Bitcoin Price (1-Year)
Despite the volatility, underlying adoption trends for BTC are encouraging. While not heavily reported in the mainstream media yet, Bitcoin’s Lightning Network is seeing exponential growth in adoption and has the potential to elegantly disrupt the current international money transfer system. The fees to remit money from the United States to developing countries are surprisingly high (5-7 percent for a typical remittance), and there is a massive volume of remittance transactions from immigrants in first-world countries to their families developing countries.
If Bitcoin’s Lightning Network is successful in disrupting the money transfer market, this will drive unstoppable growth in Bitcoin adoption in the developing world and increase the price of Bitcoin by brute force. As it stands, central banks in developing countries routinely run confiscatory levels of inflation, and their citizens who can’t earn in hard currencies like US dollars or Euros have little to no ability to build wealth. Bitcoin supporters commonly quote the Cantillon Effect, which stated that the closer you were to the king, the more money printing helped you. Life isn’t fair, but with increased adoption of Bitcoin, one doesn’t need to have political power as a prerequisite to building wealth.

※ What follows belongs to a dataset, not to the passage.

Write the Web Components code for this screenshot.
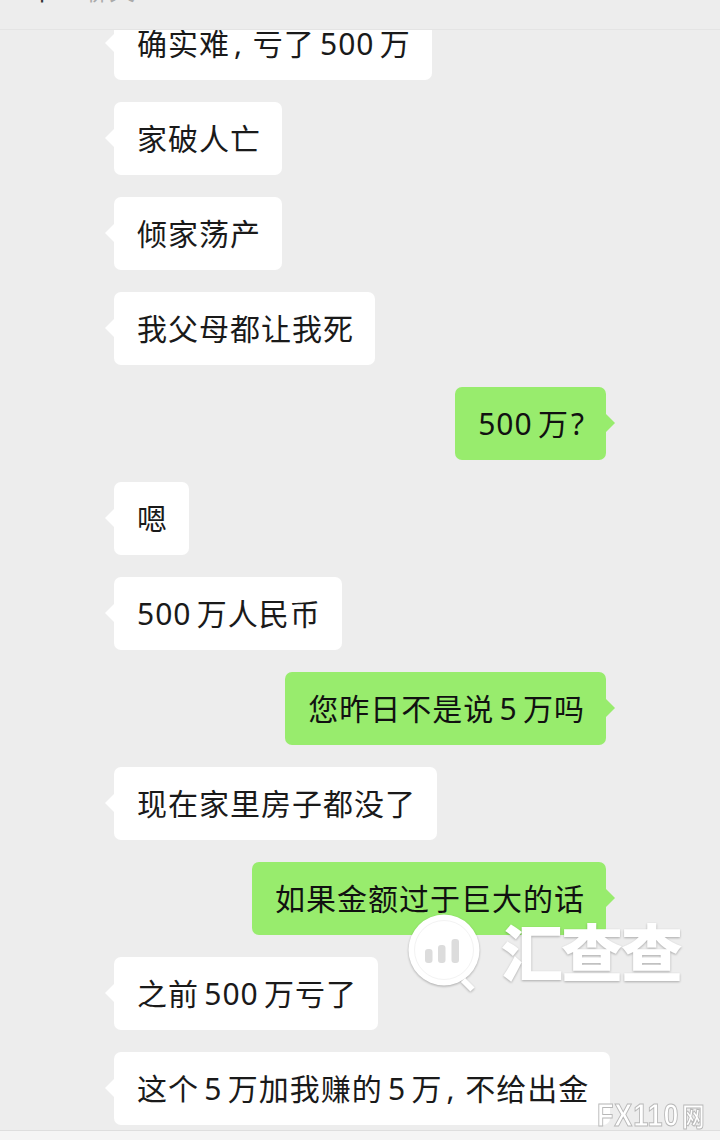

Not every developing country is autocratic like this, however. In a forward-thinking move, El Salvador made news by making Bitcoin a legal tender in the country, reducing the massive toll that the present money transfer system takes out of their economy. More countries are likely to follow, increasing adoption, and in turn Bitcoin valuation. And even if governments in developing countries try to restrict the flow of capital in and out of their countries, the informal market will find its way around them. JP Morgan analysts were not big fans of El Salvador’s move from a macroeconomic perspective, but the bank now has a long-term price target of $140,000 on BTC and has a new fund for clients to invest in Bitcoin. This represents quite the turnaround for the bank, whose CEO Jamie Dimon once said he would fire any employee he heard of for trading bitcoin.

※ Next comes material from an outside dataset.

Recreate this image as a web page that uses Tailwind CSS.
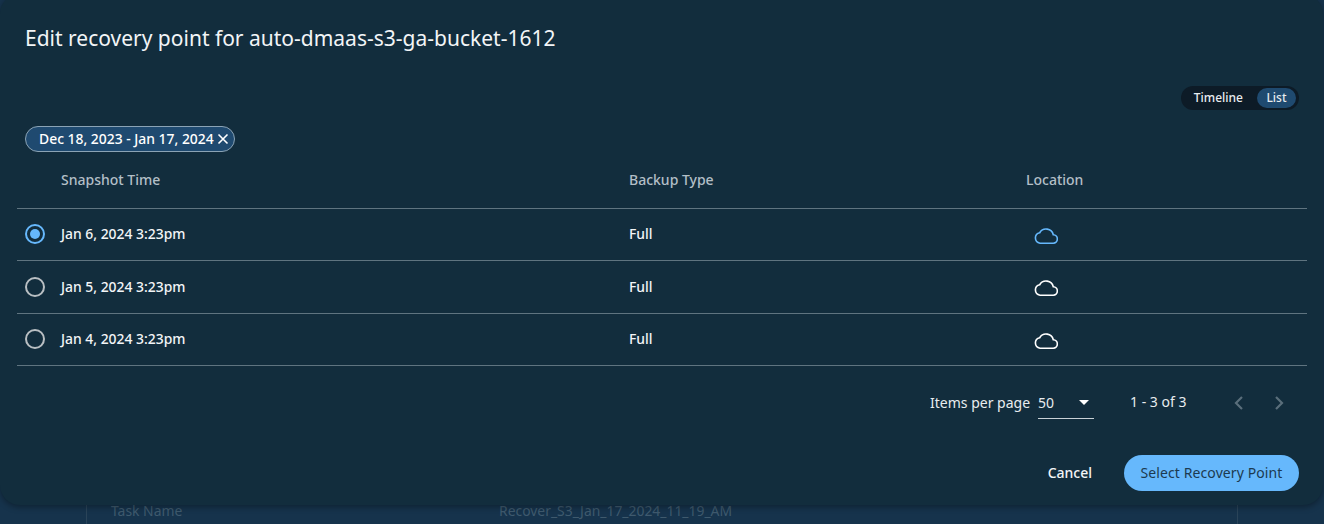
<!DOCTYPE html>
<html lang="en">
<head>
  <meta charset="UTF-8" />
  <title>Edit recovery point</title>
  <script src="https://cdn.jsdelivr.net/npm/@tailwindcss/browser@4"></script>
</head>
<body class="bg-[#16334c] font-['Noto_Sans',sans-serif] overflow-hidden">
  <div class="relative h-[524px] w-[1324px] overflow-hidden">
    <!-- page behind the dialog -->
    <div class="absolute top-[480px] left-[86px] flex h-[44px] w-[1152px] items-end border-x border-[#2a4459] pb-[2px] pl-[24px] text-[13.9px] text-[#3f5a6e]">
      <span class="w-[388px]">Task Name</span>
      <span>Recover_S3_Jan_17_2024_11_19_AM</span>
    </div>

    <!-- dialog -->
    <div class="absolute top-[-6px] left-0 flex h-[511px] w-[1323px] flex-col rounded-[20px] bg-[#122d3d] pt-[6px] text-white shadow-[0_2px_6px_rgba(0,0,0,0.35)]">
      <h1 class="pt-[24px] pl-[25px] text-[21px] leading-[28px] text-[#f2f5f7]">Edit recovery point for auto-dmaas-s3-ga-bucket-1612</h1>

      <div class="mt-[34px] flex justify-end pr-[24px]">
        <div class="flex h-[24px] items-center rounded-full bg-[#0d1b27] py-[2px] pr-[3px] pl-[2px] text-[12px] font-medium">
          <span class="pr-[11px] pl-[11px] text-[#e8ecef]">Timeline</span>
          <span class="ml-[3px] flex h-[20px] w-[39px] items-center justify-center rounded-full bg-[#1f4a70] text-[#e8ecef]">List</span>
        </div>
      </div>

      <div class="mt-[16px] flex pl-[25px]">
        <span class="flex h-[26px] w-[210px] items-center gap-[3px] rounded-full border border-[#8ba3b5] bg-[#1f4a70] pl-[13px] text-[13.9px] font-medium text-white">
          Dec 18, 2023 - Jan 17, 2024
          <svg class="h-[12px] w-[12px]" viewBox="0 0 12 12" fill="none" stroke="currentColor" stroke-width="1.6"><path d="M1.5 1.5l9 9M10.5 1.5l-9 9" /></svg>
        </span>
      </div>

      <!-- table -->
      <div class="mt-[2px] ml-[17px] w-[1290px] text-[13.9px]">
        <div class="grid h-[55px] grid-cols-[44px_568px_397px_1fr] items-center border-b border-[#5f7480] pb-[4px] text-[14px] font-medium text-[#b3bfc7]">
          <span></span><span>Snapshot Time</span><span>Backup Type</span><span>Location</span>
        </div>
        <div class="grid h-[52px] grid-cols-[44px_568px_397px_1fr] items-center border-b border-[#5f7480] font-medium text-[#f2f5f7]">
          <span class="mb-[1px] ml-[8px] flex h-[20px] w-[20px] items-center justify-center rounded-full border-2 border-[#66b8fc]"><span class="h-[10px] w-[10px] rounded-full bg-[#66b8fc]"></span></span>
          <span>Jan 6, 2024 3:23pm</span><span>Full</span>
          <svg class="mt-[2px] ml-[8px] h-[16px] w-[24px] text-[#66b8fc]" viewBox="0 0 24 16" fill="none" stroke="currentColor" stroke-width="1.6"><path d="M6 15.2H19a4.2 4.2 0 0 0 .3-8.4A7.4 7.4 0 0 0 5.7 4.75 5.3 5.3 0 0 0 6 15.2Z" /></svg>
        </div>
        <div class="grid h-[53px] grid-cols-[44px_568px_397px_1fr] items-center border-b border-[#5f7480] font-medium text-[#f2f5f7]">
          <span class="mb-[1px] ml-[8px] h-[20px] w-[20px] rounded-full border-2 border-[#b9bfc3]"></span>
          <span>Jan 5, 2024 3:23pm</span><span>Full</span>
          <svg class="mt-[2px] ml-[8px] h-[16px] w-[24px] text-white" viewBox="0 0 24 16" fill="none" stroke="currentColor" stroke-width="1.6"><path d="M6 15.2H19a4.2 4.2 0 0 0 .3-8.4A7.4 7.4 0 0 0 5.7 4.75 5.3 5.3 0 0 0 6 15.2Z" /></svg>
        </div>
        <div class="grid h-[52px] grid-cols-[44px_568px_397px_1fr] items-center border-b border-[#5f7480] font-medium text-[#f2f5f7]">
          <span class="mb-[1px] ml-[8px] h-[20px] w-[20px] rounded-full border-2 border-[#b9bfc3]"></span>
          <span>Jan 4, 2024 3:23pm</span><span>Full</span>
          <svg class="mt-[2px] ml-[8px] h-[16px] w-[24px] text-white" viewBox="0 0 24 16" fill="none" stroke="currentColor" stroke-width="1.6"><path d="M6 15.2H19a4.2 4.2 0 0 0 .3-8.4A7.4 7.4 0 0 0 5.7 4.75 5.3 5.3 0 0 0 6 15.2Z" /></svg>
        </div>
      </div>

      <!-- paginator -->
      <div class="mt-[19px] flex h-[36px] items-center pl-[930px] text-[14px] text-[#e8ecef]">
        <span class="mb-[2px]">Items per page</span>
        <div class="ml-[8px] flex h-[32px] w-[56px] items-center justify-between border-b border-[#c9d1d6] pr-[4px]">
          <span>50</span>
          <span class="mr-[1px] h-0 w-0 border-x-[5px] border-t-[5px] border-x-transparent border-t-white"></span>
        </div>
        <span class="mb-[4px] ml-[36px]">1 - 3 of 3</span>
        <svg class="ml-[43px] h-[20px] w-[20px] text-[#5a6e7b]" viewBox="0 0 20 20" fill="none" stroke="currentColor" stroke-width="2.2"><path d="M13 4l-6 6 6 6" /></svg>
        <svg class="ml-[20px] h-[20px] w-[20px] text-[#5a6e7b]" viewBox="0 0 20 20" fill="none" stroke="currentColor" stroke-width="2.2"><path d="M7 4l6 6-6 6" /></svg>
      </div>

      <!-- footer -->
      <div class="mt-[34px] flex items-center justify-end pr-[24px] text-[14px]">
        <span class="mb-[2px] font-medium text-[#f2f5f7]">Cancel</span>
        <span class="ml-[32px] flex h-[36px] w-[175px] items-center justify-center rounded-full bg-[#66b8fc] pb-[2px] tracking-[0.1px] text-[#1c3a50]">Select Recovery Point</span>
      </div>
    </div>
  </div>
</body>
</html>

Is Bitcoin A Good Buy Now?
The US Senate is looking to increase cryptocurrency regulation as part of the bipartisan infrastructure bill.
- The main regulation being proposed is the reporting of any cryptocurrency transaction over $10,000 in value (similar to the cash reporting requirement at banks and casinos).

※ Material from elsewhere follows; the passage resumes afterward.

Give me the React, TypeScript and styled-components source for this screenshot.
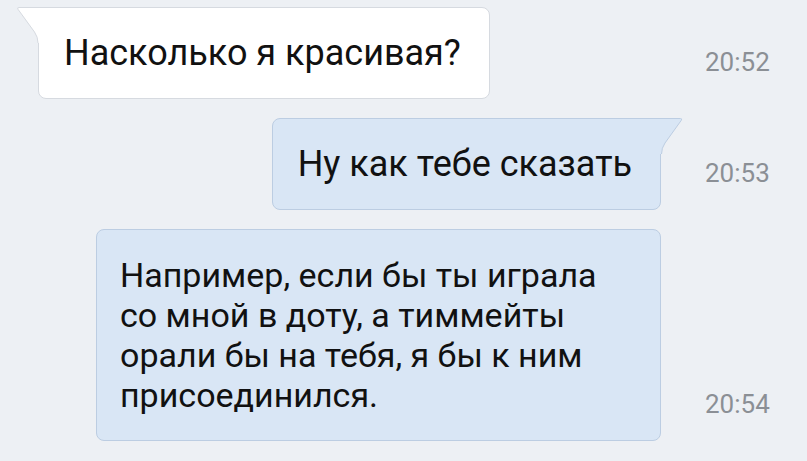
import React, { ReactElement } from "react";
import styled, { createGlobalStyle } from "styled-components";

type MessageType = {
  id: string;
  text: string;
  time: string;
  isOut: boolean;
  hasTail: boolean;
  isWide?: boolean;
};

const MESSAGES: MessageType[] = [
  { id: "1", text: "Насколько я красивая?", time: "20:52", isOut: false, hasTail: true },
  { id: "2", text: "Ну как тебе сказать", time: "20:53", isOut: true, hasTail: true },
  {
    id: "3",
    text: "Например, если бы ты играла\nсо мной в доту, а тиммейты\nорали бы на тебя, я бы к ним\nприсоединился.",
    time: "20:54",
    isOut: true,
    hasTail: false,
    isWide: true,
  },
];

const COLORS = {
  inFill: "#ffffff",
  inBorder: "#d6dae0",
  outFill: "#d9e6f5",
  outBorder: "#bccde2",
};

function Tail({ isOut }: { isOut: boolean }): ReactElement {
  const fill = isOut ? COLORS.outFill : COLORS.inFill;
  const stroke = isOut ? COLORS.outBorder : COLORS.inBorder;

  if (isOut) {
    return (
      <StyledTail $isOut width="26" height="36" viewBox="0 0 26 36">
        <path d="M0 0.5 L22.5 0.5 Q24.5 0.5 23.3 2.3 L7 25 Q3.5 30 3.5 36 L0 36 Z" fill={fill} />
        <path
          d="M0 0.5 L22.5 0.5 Q24.5 0.5 23.3 2.3 L7 25 Q3.5 30 3.5 36"
          fill="none"
          stroke={stroke}
          strokeWidth="1"
        />
      </StyledTail>
    );
  }

  return (
    <StyledTail width="26" height="36" viewBox="0 0 26 36">
      <path d="M26 0.5 L3 0.5 Q0.8 0.5 2 2.3 L18.5 25 Q22 30 22 36 L26 36 Z" fill={fill} />
      <path
        d="M26 0.5 L3 0.5 Q0.8 0.5 2 2.3 L18.5 25 Q22 30 22 36"
        fill="none"
        stroke={stroke}
        strokeWidth="1"
      />
    </StyledTail>
  );
}

function MessageRow({ text, time, isOut, hasTail, isWide }: MessageType): ReactElement {
  return (
    <StyledRow>
      <StyledBubble $isOut={isOut} $hasTail={hasTail} $isWide={isWide}>
        {hasTail && <Tail isOut={isOut} />}
        <StyledText $isWide={isWide}>{text}</StyledText>
      </StyledBubble>
      <StyledTime>{time}</StyledTime>
    </StyledRow>
  );
}

export default function App(): ReactElement {
  return (
    <>
      <GlobalStyle />
      <StyledChat>
        {MESSAGES.map((message) => (
          <MessageRow key={message.id} {...message} />
        ))}
      </StyledChat>
    </>
  );
}

const GlobalStyle = createGlobalStyle`
  html, body {
    margin: 0;
    padding: 0;
    background: #edf0f4;
  }

  body {
    width: 807px;
    height: 461px;
    overflow: hidden;
    font-family: Roboto, "Noto Sans", sans-serif;
  }
`;

const StyledChat = styled.div`
  display: flex;
  flex-direction: column;
  gap: 19px;
  padding: 7px 37px 0 38px;
  box-sizing: border-box;
  width: 807px;
  height: 461px;
  background: #edf0f4;
`;

const StyledRow = styled.div`
  display: grid;
  grid-template-columns: 1fr 65px;
  column-gap: 44px;
  align-items: end;
`;

const StyledBubble = styled.div<{ $isOut: boolean; $hasTail: boolean; $isWide?: boolean }>`
  position: relative;
  justify-self: ${({ $isOut }) => ($isOut ? "end" : "start")};
  width: ${({ $isWide }) => ($isWide ? "565px" : "auto")};
  box-sizing: border-box;
  padding: 25px 28px 25px ${({ $isWide }) => ($isWide ? "23px" : "25px")};
  background: ${({ $isOut }) => ($isOut ? COLORS.outFill : COLORS.inFill)};
  border: 1px solid ${({ $isOut }) => ($isOut ? COLORS.outBorder : COLORS.inBorder)};
  border-radius: 8px;
  ${({ $hasTail, $isOut }) =>
    $hasTail ? ($isOut ? "border-top-right-radius: 0;" : "border-top-left-radius: 0;") : ""}
`;

const StyledTail = styled.svg<{ $isOut?: boolean }>`
  position: absolute;
  top: -1px;
  ${({ $isOut }) => ($isOut ? "right: -24px;" : "left: -23px;")}
  display: block;
`;

const StyledText = styled.p<{ $isWide?: boolean }>`
  margin: 0;
  font-size: ${({ $isWide }) => ($isWide ? "34px" : "36px")};
  line-height: 40px;
  color: #111111;
  white-space: pre-line;
`;

const StyledTime = styled.span`
  margin-bottom: 24px;
  font-size: 26px;
  line-height: 26px;
  color: #8b8f95;
  white-space: nowrap;
`;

- The second requirement is for crypto brokerages to issue 1099-B forms similar to the ones that stock brokerages do.
The crypto industry has pushed back quite effectively lobbying against the regulations. My thought on this from talking to a couple of people in the industry is that the regulations are a little ambiguous, but that the US government views the Bitcoin industry as a profitable source of tax revenue–and as such is not looking to “crackdown” on crypto as much as get enforce taxation on gains similar to how the rest of the brokerage industry works. Given that the negatives have been overblown while the positives for Bitcoin are so clear, I expect Bitcoin to come out of this and trade for a higher price once the uncertainty is removed.
Obviously regulation is a risk for Bitcoin, but there is no evidence that the government is looking to disfavor Bitcoin compared with other assets. Gold, for example, has a higher maximum capital gains tax rate than stocks do so while Bitcoin does not. Gold enthusiasts are the ones who have a right to be upset here–crypto investors are getting a fair deal. Some of the issues with the regulation of Bitcoin have to do with complexity. For example, should transferring Bitcoin from one wallet to another be a taxable event? Probably not. Should buying a condo with Bitcoin be taxable? Yes. Mining is also a complex area, and the Bitcoin mining industry won a last-minute concession from lawmakers to avoid unnecessary reporting.
However, one area that is likely to see the hammer dropped on it is DeFi. There has been a lot of discussion on DeFi, stablecoins, and the more obscure corners of the cryptocurrency market. There’s a lot of sketchiness in some of the stablecoins, such as when it was revealed that Tether was mostly backed by various types of commercial paper, corporate bonds, and secured loans. To me, that sounds like something a bank would traditionally do with deposits, except that banks 100 percent have to report to the Fed on how much risk they take and crypto exchanges historically have not. To the extent that leverage is driving 8-10 percent returns for investors in certain stablecoins, the US Treasury and Fed are probably going to stop the party before something bad happens.
Over the next 6 months, I would expect that Bitcoin will rise as adoption increases. The theoretical justification for large increases in value as adoption increases is Metcalfe’s Law, although it’s been debated heavily, Metcalfe’s Law has tracked the price of Bitcoin fairly well since its inception. Increased adoption should lead to a higher fundamental value for Bitcoin over the next 6 months. Bitcoin is a highly volatile asset, so it’s impossible to say with certainty exactly where the price will end up. With increasing adoption, I expect BTC to challenge its previous all-time high in the next 6-12 months. Bitcoin has served long-term investors amazingly well since its invention, and while I expect the volatility to continue, the fundamentals and long-term thesis around Bitcoin remain compelling.